'Hot Tub Time Machine 2' Heads Back to the Future
The sequel to the 2010 hilarious Hot Tub Time Machine brings back Lou Dorchen (Rob Corddry), Nick Webber (Craig Robinson), and Jacob Dorchen (Clark Duke) but not Adam Yates (John Cusack) which was unfortunate but made out for some new interesting characters.
The first film follows a group of best friends who've become bored with their adult lives. Adam has been dumped by his girlfriend and his nephew Jacob won't leave his basement. Lou is a party guy who can't find the party anymore and was suicidal and Nick's wife controls his every move. After a crazy night of drinking at their favorite ski resort's hot tub they wake up in the year 1986 and hilarity ensues.

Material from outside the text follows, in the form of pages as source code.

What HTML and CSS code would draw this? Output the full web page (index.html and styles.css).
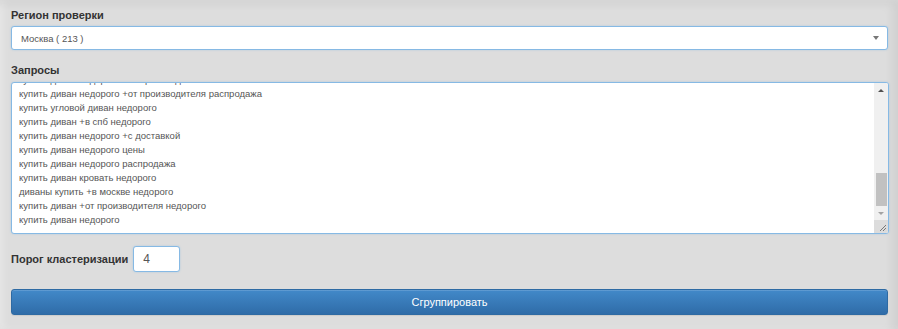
FILE: index.html
```html
<!DOCTYPE html>
<html lang="ru">
<head>
    <meta charset="UTF-8">
    <meta name="viewport" content="width=device-width, initial-scale=1.0">
    <title>Кластеризация запросов</title>
    <link rel="stylesheet" href="styles.css">
</head>
<body>

    <!-- Форма группировки -->
    <div class="panel">
        <label class="field-label" for="region">Регион проверки</label>
        <div class="select-wrap">
            <select id="region" class="field select">
                <option>Москва ( 213 )</option>
                <option>Санкт-Петербург ( 2 )</option>
            </select>
        </div>

        <label class="field-label" for="queries">Запросы</label>
        <div class="field queries-box">
            <textarea id="queries" class="queries">купить диван
диван купить недорого
купить диван +в москве
диваны недорого
купить диван кровать
купить угловой диван
диван недорого +от производителя
купить диван +от производителя
купить диван +в интернет магазине
диваны купить +в москве
купить диван недорого +в москве
диван кровать недорого
купить диван +с доставкой
угловой диван недорого
купить диван распродажа
купить диван цены
диваны недорого москва
купить недорогой диван
купить диван недорого +в интернет магазине
диван купить дешево
купить диван книжку недорого
купить прямой диван недорого
купить диван еврокнижку недорого
диван недорого +с доставкой
купить диван недорого москва
купить диван недорого +от производителя +в москве
купить диван недорого +от производителя распродажа
купить угловой диван недорого
купить диван +в спб недорого
купить диван недорого +с доставкой
купить диван недорого цены
купить диван недорого распродажа
купить диван кровать недорого
диваны купить +в москве недорого
купить диван +от производителя недорого
купить диван недорого</textarea>
            <!-- Полоса прокрутки в стиле Windows -->
            <div class="scrollbar">
                <div class="sb-btn sb-up"></div>
                <div class="sb-track"><div class="sb-thumb"></div></div>
                <div class="sb-btn sb-down"></div>
                <div class="sb-corner">
                    <svg width="9" height="9" viewBox="0 0 9 9">
                        <path d="M8 2 L2 8 M8 5 L5 8" stroke="#777" stroke-width="1" fill="none"/>
                    </svg>
                </div>
            </div>
        </div>

        <div class="threshold">
            <label class="field-label inline" for="threshold">Порог кластеризации</label>
            <input type="text" id="threshold" class="field threshold-input" value="4">
        </div>

        <button class="btn-group">Сгруппировать</button>
    </div>

    <script>
        // Список прокручен к концу, как после вставки
        let queries = document.getElementById("queries");
        queries.scrollTop = queries.scrollHeight;
    </script>

</body>
</html>
```

FILE: styles.css
```css
/* Global Reset */
* {
    margin: 0;
    padding: 0;
    box-sizing: border-box;
}

body {
    font-family: 'Liberation Sans', Arial, sans-serif;
    background-color: #dcdcdc;
    color: #333;
    width: 898px;
    height: 329px;
    overflow: hidden;
}

/* Panel */
.panel {
    height: 329px;
    padding: 7px 11px 0 11px;
    background: #dddddd;
    box-shadow: inset -6px 4px 8px rgba(0, 0, 0, 0.06), inset 4px 0 6px rgba(255, 255, 255, 0.25);
    display: flex;
    flex-direction: column;
}

.field-label {
    display: block;
    font-size: 11px;
    font-weight: bold;
    line-height: 16px;
    color: #333;
    margin-bottom: 3px;
}

.field-label.inline {
    display: inline-block;
    margin: 0 5px 0 0;
}

/* Inputs */
.field {
    font-family: 'Liberation Sans', Arial, sans-serif;
    font-size: 9.5px;
    color: #555;
    background: #fff;
    border: 1px solid #86b9e4;
    border-radius: 3px;
    outline: none;
    box-shadow: 0 0 2px rgba(102, 175, 233, 0.4);
}

.select-wrap {
    position: relative;
    width: 877px;
    margin-bottom: 12px;
}

.select {
    display: block;
    width: 100%;
    height: 24px;
    padding: 0 9px;
    appearance: none;
    -webkit-appearance: none;
}

.select-wrap::after {
    content: "";
    position: absolute;
    right: 9px;
    top: 10px;
    border-left: 3px solid transparent;
    border-right: 3px solid transparent;
    border-top: 4px solid #777;
    pointer-events: none;
}

/* Textarea with scrollbar */
.queries-box {
    display: flex;
    width: 878px;
    height: 152px;
    margin-top: 1px;
    overflow: hidden;
}

.queries {
    flex: 1;
    height: 100%;
    padding: 4px 7px 6px 7px;
    border: none;
    outline: none;
    resize: none;
    overflow: hidden;
    font-family: 'Liberation Sans', Arial, sans-serif;
    font-size: 9.5px;
    line-height: 14px;
    color: #555;
    background: transparent;
}

.scrollbar {
    width: 14px;
    display: flex;
    flex-direction: column;
    background: #f0f0f0;
}

.sb-btn {
    height: 14px;
    display: flex;
    align-items: center;
    justify-content: center;
}

.sb-btn::before {
    content: "";
    border-left: 3px solid transparent;
    border-right: 3px solid transparent;
}

.sb-up::before { border-bottom: 3px solid #505050; }
.sb-down { height: 13px; }
.sb-down::before { border-top: 3px solid #a3a3a3; }

.sb-track {
    flex: 1;
    display: flex;
    flex-direction: column;
    justify-content: flex-end;
    padding: 0 1px 1px 2px;
}

.sb-thumb {
    height: 33px;
    background: #c1c1c1;
}

.sb-corner {
    height: 13px;
    background: #dcdcdc;
    display: flex;
    align-items: flex-end;
    justify-content: flex-end;
    padding: 0 1px 1px 0;
}

/* Threshold row */
.threshold {
    display: flex;
    align-items: center;
    margin-top: 12px;
    height: 26px;
}

.threshold-input {
    width: 47px;
    height: 26px;
    padding: 0 9px;
    font-size: 12px;
    color: #555;
}

/* Main Button */
.btn-group {
    width: 877px;
    height: 26px;
    margin-top: 17px;
    font-family: 'Liberation Sans', Arial, sans-serif;
    font-size: 11px;
    color: #fff;
    border: 1px solid #2e6aa3;
    border-radius: 3px;
    cursor: pointer;
    background: linear-gradient(to bottom, #4289c9 0%, #2f6ca8 100%);
    box-shadow: inset 0 1px 0 rgba(255, 255, 255, 0.15), 0 1px 1px rgba(0, 0, 0, 0.08);
}

.btn-group:hover {
    background: #2f6ca8;
}
```
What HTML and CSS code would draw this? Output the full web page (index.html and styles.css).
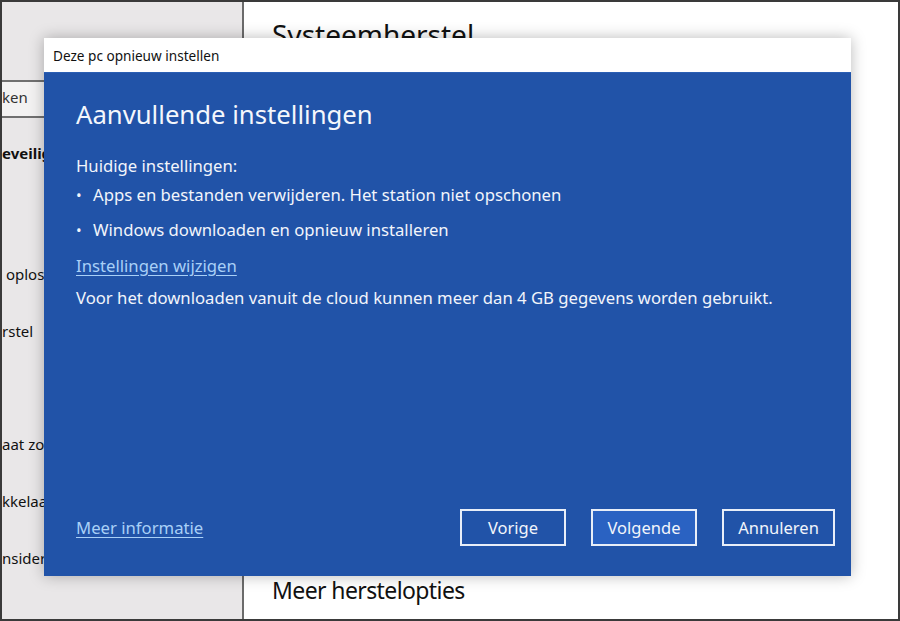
FILE: index.html
```html
<!DOCTYPE html>
<html lang="nl">
<head>
  <meta charset="UTF-8" />
  <meta name="viewport" content="width=device-width, initial-scale=1.0"/>
  <title>Deze pc opnieuw instellen</title>
  <link rel="stylesheet" href="styles.css">
</head>
<body>
  <div class="screen">
    <div class="sidebar">
      <div class="search">ken</div>
      <ul class="nav">
        <li class="nav-head">eveiliging</li>
        <li></li>
        <li>&nbsp;oplossen</li>
        <li>rstel</li>
        <li></li>
        <li>aat zoeken</li>
        <li>kkelaars</li>
        <li>nsider-programma</li>
      </ul>
    </div>
    <div class="main">
      <h2 class="page-title">Systeemherstel</h2>
      <div class="spacer"></div>
      <h3 class="section-title">Meer herstelopties</h3>
    </div>

    <div class="dialog">
      <div class="dialog-title">Deze pc opnieuw instellen</div>
      <div class="dialog-body">
        <h1>Aanvullende instellingen</h1>
        <p class="label">Huidige instellingen:</p>
        <ul class="bullets">
          <li>Apps en bestanden verwijderen. Het station niet opschonen</li>
          <li>Windows downloaden en opnieuw installeren</li>
        </ul>
        <a class="link" href="#">Instellingen wijzigen</a>
        <p class="note">Voor het downloaden vanuit de cloud kunnen meer dan 4 GB gegevens worden gebruikt.</p>
        <div class="dialog-footer">
          <a class="link" href="#">Meer informatie</a>
          <div class="buttons">
            <button class="btn">Vorige</button>
            <button class="btn primary">Volgende</button>
            <button class="btn">Annuleren</button>
          </div>
        </div>
      </div>
    </div>
  </div>
</body>
</html>
```

FILE: styles.css
```css
html, body { margin: 0; padding: 0; }
body { font-family: 'Noto Sans', 'Open Sans', sans-serif; color: #111; }

.screen { position: relative; width: 900px; height: 621px; box-sizing: border-box; border: 2px solid #3a3a3a;
          display: flex; overflow: hidden; background: #fff; }

.sidebar { width: 240px; background: #e9e7e8; border-right: 2px solid #6b6b6b; flex-shrink: 0; }
.search { margin-top: 78px; height: 34px; border-top: 2px solid #707070; border-bottom: 2px solid #707070;
          background: #f3f2f2; font-size: 15px; line-height: 30px; color: #333; white-space: nowrap; }
.nav { list-style: none; margin: 7px 0 0; padding: 0; }
.nav li { height: 56.8px; line-height: 56px; font-size: 15px; white-space: nowrap; }
.nav .nav-head { font-weight: bold; height: 64px; line-height: 56px; }

.main { flex: 1; padding-left: 28px; display: flex; flex-direction: column; }
.page-title { margin: 14px 0 0; font-weight: normal; font-size: 28px; line-height: 36px; }
.spacer { flex: 1; }
.section-title { margin: 0 0 14px; font-weight: normal; font-size: 23px; letter-spacing: -0.6px; line-height: 30px; }

.dialog { position: absolute; left: 42px; top: 36px; width: 807px; height: 538px; display: flex; flex-direction: column;
          box-shadow: 0 0 14px rgba(0,0,0,0.28); }
.dialog-title { height: 34px; background: #fff; font-size: 13.6px; line-height: 36px; padding-left: 9px; color: #111;
                border-bottom: 1px solid #2b5fb4; }
.dialog-body { flex: 1; background: #2153a8; color: #f2f5fb; padding: 0 16px 0 32px; display: flex; flex-direction: column; }
.dialog-body h1 { margin: 22px 0 0; font-weight: normal; font-size: 25.7px; line-height: 40px; color: #f4f7fc; }
.label { margin: 19px 0 0; font-size: 16.7px; line-height: 24px; }
.bullets { list-style: none; margin: 5px 0 0; padding: 0; }
.bullets li { font-size: 16.7px; line-height: 24px; margin-bottom: 11px; padding-left: 17px; position: relative; }
.bullets li::before { content: "\2022"; position: absolute; left: 0; font-size: 15px; }
.link { color: #a9d0f7; font-size: 16.7px; line-height: 24px; text-decoration: underline; text-underline-offset: 3px; }
.bullets + .link { margin-top: 1px; }
.note { margin: 8px 0 0; font-size: 16.7px; line-height: 24px; }

.dialog-footer { margin-top: auto; margin-bottom: 30px; display: flex; align-items: center; justify-content: space-between; }
.buttons { display: flex; gap: 25px; }
.btn { width: 106px; height: 37px; box-sizing: border-box; border: 2px solid #e8eef8; background: transparent; color: #f2f5fb;
       font-family: inherit; font-size: 16.5px; padding: 0; }
.btn.primary { background: #2a62c2; }
.btn:last-child { width: 113px; }
```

Hot Tub Time Machine 2 was originally intended to be called Hot Tub Time Machine 3 as a reference to going into the future according to director Steve Pink. It was later discarded out of fear of people thinking they have missed the second installment and might be less interested in watching a third having not seen the second. The film begins with an episode of "American Success Story" documenting the lives of the main characters since the last movie. Lou Dorchen has become a mogul with his Lougle empire and his side band Motley Lou. Nick Webber has become a popular musician mainly because he's made hit songs from the present before the actual artists could make them themselves. Lou's son Jacob hates his dad and doesn't really want to be associated with him. Nick also mentions their buddy Adam Yates, who wrote a bestselling book and is currently going on a trip of self-discovery.
Nick is seen recording a music video for the song "Stay", which he ripped off of Lisa Loeb and incorporated his own lyrics. The real Lisa Loeb is seen in the film working as his cat wrangler and while walking by tells him that the song feels very personal to her. Later in the movie when he tries to come around and stop ripping off other artists, he writes his own music and invents his famous 'Webber Strut'. In a recent press conference Robinson shares where his inspiration came from relating that it came organically from this singer at a club, "one day I was at a club in LA and there she was, like going on, and then I start doing it with her...then I was about to do the 'Webber Strut' and they were, whatever you want it to be and then I was like, and so I was in a place needing that dance." He also shared where the lyrics of the song came recounting that, "we've cut a song that we liked, right, and we was like we have time before Steve gets here lets cut a BS song, right, and we'll play to Steven to watch his face, so we made the worst lyrics ever and I was playing all off key on video to Steve and he's like, this is really good and I was no Steve no and we ended up fusing those 2 songs together."
As Lou, an asshole as he's always been he's gone so far off course that he's now disliked by many including long time friend Nick and his son Jacob. Corddry describes his character as, "Lou's like a scientifically perfect virus, just there's no stopping him." Writer Josh Heald added, "we think of him as the unlikely moral center of this group because Lou always does come to a place by the end of both movies where he is looking out for somebody else's interest but himself." So Nick and Jacob are forced to save him when a mysterious villain shoots him in the genitals at one of his extravagant parties and off they go into the hot tub, which Lou has reconfigured for his own use at his estate, to solve the crime and save Lou.
This time the gang is trying to figure out what year they've stumbled into, so they turn on a television and discover an episode of The Daily Show. Coincidentally enough to Jon Stewart's real departure the same week the movie is airing, in the film Stewart is no longer hosting but instead Jessica Williams is the new host and they figured that the year is now 2025.
Adam Scott, who plays Cusack's son in the future offer some humor. There are some bro-humor especially with a number of "You look like..." gags that the cast attributed to pure genius improv.
There's also some clues as to whether John Cusack will be back to a possible sequel as the trench coat left by the hot tub where Heald attributed it to, "we did want to put it out there as a way of saying he didn't just disappear from this universe... he could be lost somewhere in time." But could there be more sequels from the Hot Tub Time Machine franchise? Clark Duke believes so and we as well want to see a Hot Tub Time Machine in the 1700's, as the ending indicates, and at a time when hot tubs weren't even invented. That resolution would be something to watch.
Hot Tub Time Machine 2 in theaters now.